It’s not until October, but it’s hanging out there with an
air of inevitability. It will no longer be possible to finesse the semantics in
my favor and say that I’m in my “early 40s.” “Mid-40s” will now be the only
accurate term for me, and soon enough, the semantics will easily be finessed in
the opposite direction to characterize me as “in my late 40s.”
While this is dispiriting in some respects, watching Road
House makes it feel a little less so.
There are two actors in Road House, which I saw for the first time last night, who also turned 45 in the
year the movie was released, 1989. In fact, Sam Elliott is only four days older
than Kevin Tighe, born on August 9th and August 13th,
respectively, in 1944. They are both still going strong today at age 73. They
were 44 at the time the movie was released on May 19, 1989, but they officially
hit their mid-40s three months later.
And my God do I look younger than they do.
These guys were old
versions of 45. Actually, they were old versions of 44 at the time the film was
made, or maybe even 43, but probably not. Just check out the pictures below:
Those guys do not look the same age as I do.
I’m not going to share a picture of me so you can judge for
yourself. Switching from an anonymous blogger handle to my own name a few years
back was a big enough deal for me, and I still don’t mention the names of my
wife or my kids on this blog. Some things need to remain private.
But trust me, I look a lot younger than these guys. Granted,
people do say I have a baby face. But these guys look like they could be at
least ten years older than I am, maybe more.

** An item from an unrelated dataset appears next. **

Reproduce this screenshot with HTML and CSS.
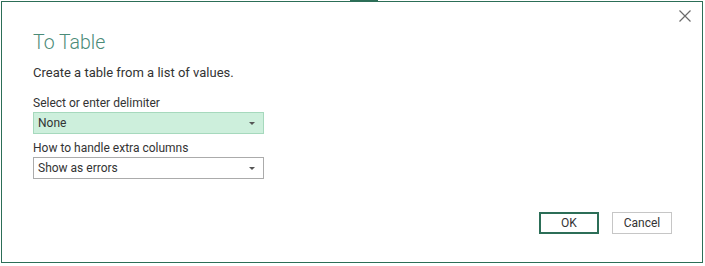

And there’s no judgment in that. I would switch faces with
Sam Elliott any day of the week. (Kevin Tighe, maybe not so much.) It’s not
that I think they look decrepit, because Elliott is downright hunky in this
movie. Just look at the way he runs his hands through that mane of salt and
pepper hair. But it’s the sexiness of an older man, not a spring chicken like
myself.
I might not have noticed it as much if the movie didn’t go
on and on about how old Elliott is supposed to be. He’s the mentor to Patrick
Swayze’s character, Dalton, the guy with the first name that’s begging for a
great last name but never gets one. Swayze himself is no baby in this movie at
age 36 going on 37, but you don’t get the sense he’s only eight years younger
than Elliott. That’s just crazy.
Anyway, there are a number of lines of dialogue about how
Elliott’s character, Wade Garrett (who does get a last name), is getting to be
past his prime in the “cooler” business. (A “cooler,” I guess, is like the
supervisor of the bouncers, the guy who is in charge of cooling heads and
escorting people off the premises with a minimum of ego and violence.) THE FOLLOWING SENTENCE CONTAINS SPOILERS.
Later on, the character played by Ben Gazzarra, after dispatching Wade Garrett
through one of his minions, talks about “putting an old man out of his misery.”
(And Gazzarra was one to talk, pushing 60 in this movie – though to be fair, he
does not look significantly older than either Elliott or Tighe.)
It makes me think about that thing where Tom Cruise was the
same age in one of his recent Mission: Impossible movies as Wilford Brimley was
at the time he appeared as a grandfather in Cocoon, and how there was a world
of physical difference between the athletic, health-conscious Cruise and the
more normal, portly gentleman with the walrus moustache. Now I’m not saying I’m
Cruise to Sam Elliott’s Wilford Brimley – I’d not only take his face, but also
his physique and that hair, to say nothing of his voice. But I do think I look
like a boy in comparison to him.
Good, I guess? Yay, I’m not the oldest looking nearly
45-year-old out there. And despite my baby face, I’m doing the best to make
myself look grizzled, as my sideburns are almost completely white, yet I keep
them around.
I guess I’m probably somewhere between Tom Cruise and
Wilford Brimley, which is probably the best I can hope for.